**GOAL**
Begin the copy with the line that contains "Clone this table" and end it with the line that contains "const grid = 'grid". Print these lines exactly and omit all pictures.

───── RECORDS FOR THIS TASK

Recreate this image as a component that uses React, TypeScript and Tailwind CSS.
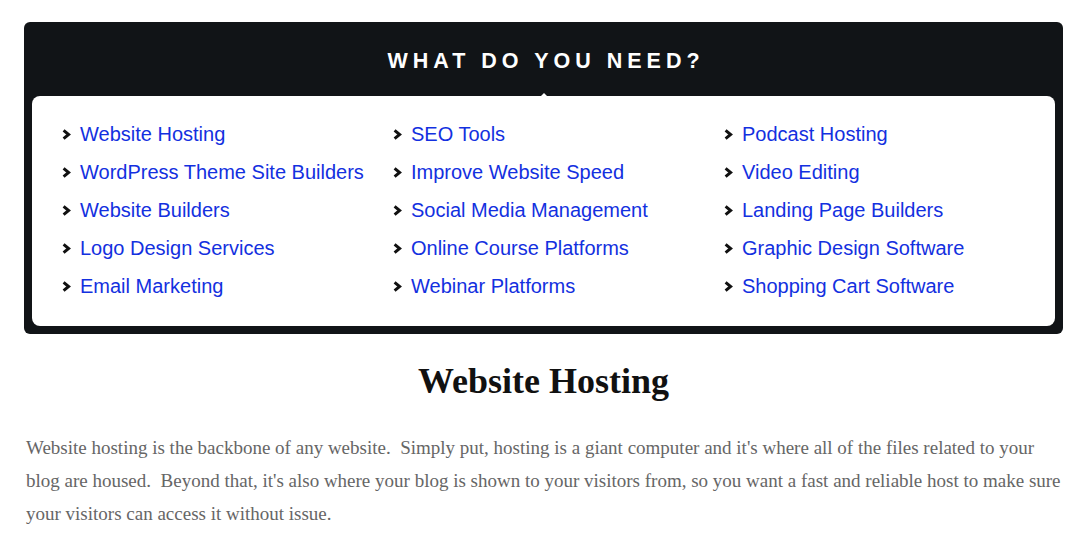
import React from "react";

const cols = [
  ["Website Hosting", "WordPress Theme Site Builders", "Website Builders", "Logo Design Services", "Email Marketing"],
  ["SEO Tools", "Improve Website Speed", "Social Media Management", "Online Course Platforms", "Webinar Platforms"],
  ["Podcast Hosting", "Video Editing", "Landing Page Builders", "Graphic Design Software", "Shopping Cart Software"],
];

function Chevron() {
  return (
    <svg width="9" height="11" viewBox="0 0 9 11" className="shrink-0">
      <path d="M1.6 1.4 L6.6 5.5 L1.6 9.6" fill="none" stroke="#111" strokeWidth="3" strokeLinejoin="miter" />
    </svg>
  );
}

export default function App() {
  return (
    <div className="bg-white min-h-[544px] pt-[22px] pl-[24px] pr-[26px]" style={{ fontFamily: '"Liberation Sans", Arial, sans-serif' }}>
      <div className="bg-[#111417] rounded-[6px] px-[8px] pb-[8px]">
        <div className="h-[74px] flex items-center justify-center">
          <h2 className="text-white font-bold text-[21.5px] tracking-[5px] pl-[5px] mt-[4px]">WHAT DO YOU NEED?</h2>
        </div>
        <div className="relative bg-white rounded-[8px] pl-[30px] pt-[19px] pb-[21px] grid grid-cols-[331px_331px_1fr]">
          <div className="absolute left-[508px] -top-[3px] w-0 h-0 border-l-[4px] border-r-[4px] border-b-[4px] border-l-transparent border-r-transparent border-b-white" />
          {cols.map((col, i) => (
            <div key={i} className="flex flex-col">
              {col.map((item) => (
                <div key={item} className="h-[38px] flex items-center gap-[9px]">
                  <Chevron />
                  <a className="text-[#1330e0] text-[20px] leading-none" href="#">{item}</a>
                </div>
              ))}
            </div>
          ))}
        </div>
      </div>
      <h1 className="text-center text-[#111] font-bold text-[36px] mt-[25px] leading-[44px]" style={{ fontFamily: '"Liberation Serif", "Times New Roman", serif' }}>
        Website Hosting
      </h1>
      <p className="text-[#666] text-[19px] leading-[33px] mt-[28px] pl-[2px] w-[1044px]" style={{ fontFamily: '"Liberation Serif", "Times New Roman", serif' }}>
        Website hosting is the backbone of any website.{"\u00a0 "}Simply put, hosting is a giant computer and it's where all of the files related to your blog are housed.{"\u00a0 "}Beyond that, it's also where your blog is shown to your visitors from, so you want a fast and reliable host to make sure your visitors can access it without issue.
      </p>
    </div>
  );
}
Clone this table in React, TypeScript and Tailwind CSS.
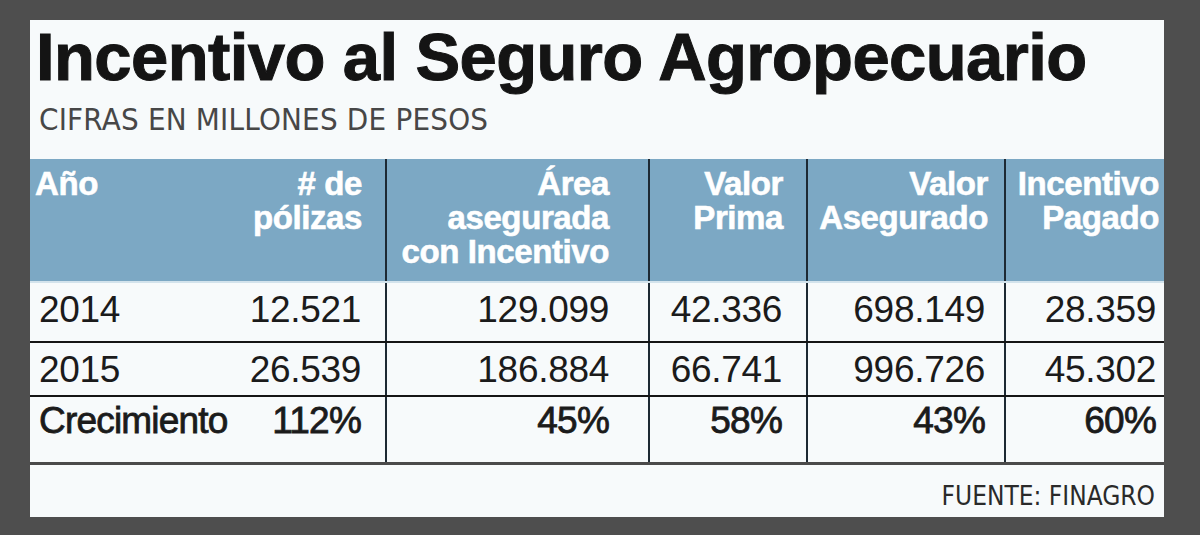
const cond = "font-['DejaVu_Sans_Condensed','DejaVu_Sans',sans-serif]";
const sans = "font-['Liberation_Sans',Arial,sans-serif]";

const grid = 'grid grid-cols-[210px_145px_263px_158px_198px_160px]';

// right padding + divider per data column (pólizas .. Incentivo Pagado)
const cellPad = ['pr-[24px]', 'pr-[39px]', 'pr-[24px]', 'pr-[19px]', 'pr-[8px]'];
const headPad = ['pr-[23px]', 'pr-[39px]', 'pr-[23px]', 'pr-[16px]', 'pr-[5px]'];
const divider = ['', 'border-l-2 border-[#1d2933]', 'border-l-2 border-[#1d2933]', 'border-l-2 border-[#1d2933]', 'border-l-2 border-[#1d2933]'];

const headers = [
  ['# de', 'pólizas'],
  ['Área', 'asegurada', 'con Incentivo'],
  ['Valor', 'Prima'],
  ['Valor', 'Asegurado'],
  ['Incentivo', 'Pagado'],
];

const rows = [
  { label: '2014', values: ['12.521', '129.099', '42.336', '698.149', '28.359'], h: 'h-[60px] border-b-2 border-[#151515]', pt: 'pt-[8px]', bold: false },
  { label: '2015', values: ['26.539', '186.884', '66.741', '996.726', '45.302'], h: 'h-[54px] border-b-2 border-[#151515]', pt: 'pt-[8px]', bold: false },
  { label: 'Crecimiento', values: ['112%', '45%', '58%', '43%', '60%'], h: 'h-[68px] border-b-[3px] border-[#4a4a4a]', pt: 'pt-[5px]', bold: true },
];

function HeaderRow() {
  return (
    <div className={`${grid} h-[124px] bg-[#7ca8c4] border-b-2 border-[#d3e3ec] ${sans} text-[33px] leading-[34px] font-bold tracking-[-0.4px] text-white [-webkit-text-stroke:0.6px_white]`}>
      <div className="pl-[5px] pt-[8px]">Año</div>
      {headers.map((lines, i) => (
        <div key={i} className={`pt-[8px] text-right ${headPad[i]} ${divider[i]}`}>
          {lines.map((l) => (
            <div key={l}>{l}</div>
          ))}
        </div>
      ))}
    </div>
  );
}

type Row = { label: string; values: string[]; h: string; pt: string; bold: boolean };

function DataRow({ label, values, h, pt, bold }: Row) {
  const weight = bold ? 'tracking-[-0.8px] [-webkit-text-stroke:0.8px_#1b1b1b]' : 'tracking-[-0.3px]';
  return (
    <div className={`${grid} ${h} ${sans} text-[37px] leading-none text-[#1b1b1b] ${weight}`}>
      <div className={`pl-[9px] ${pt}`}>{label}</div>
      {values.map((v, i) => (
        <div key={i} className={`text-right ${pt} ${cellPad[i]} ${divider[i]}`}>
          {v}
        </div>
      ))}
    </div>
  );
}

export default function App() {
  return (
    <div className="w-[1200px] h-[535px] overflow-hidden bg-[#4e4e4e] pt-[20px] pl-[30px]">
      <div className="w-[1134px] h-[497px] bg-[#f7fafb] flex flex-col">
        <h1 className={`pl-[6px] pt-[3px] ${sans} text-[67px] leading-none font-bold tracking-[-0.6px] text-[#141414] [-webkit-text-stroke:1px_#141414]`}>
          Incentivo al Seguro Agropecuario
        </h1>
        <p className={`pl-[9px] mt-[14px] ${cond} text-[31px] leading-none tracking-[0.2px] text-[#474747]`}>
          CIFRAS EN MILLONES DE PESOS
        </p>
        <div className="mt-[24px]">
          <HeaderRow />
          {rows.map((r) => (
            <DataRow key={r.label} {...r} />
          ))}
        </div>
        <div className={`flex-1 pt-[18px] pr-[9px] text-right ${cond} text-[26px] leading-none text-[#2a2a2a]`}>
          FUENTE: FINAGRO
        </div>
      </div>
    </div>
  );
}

──────────

**FINISHED ANSWER**
Clone this table in React, TypeScript and Tailwind CSS.
const cond = "font-['DejaVu_Sans_Condensed','DejaVu_Sans',sans-serif]";
const sans = "font-['Liberation_Sans',Arial,sans-serif]";

const grid = 'grid grid-cols-[210px_145px_263px_158px_198px_160px]';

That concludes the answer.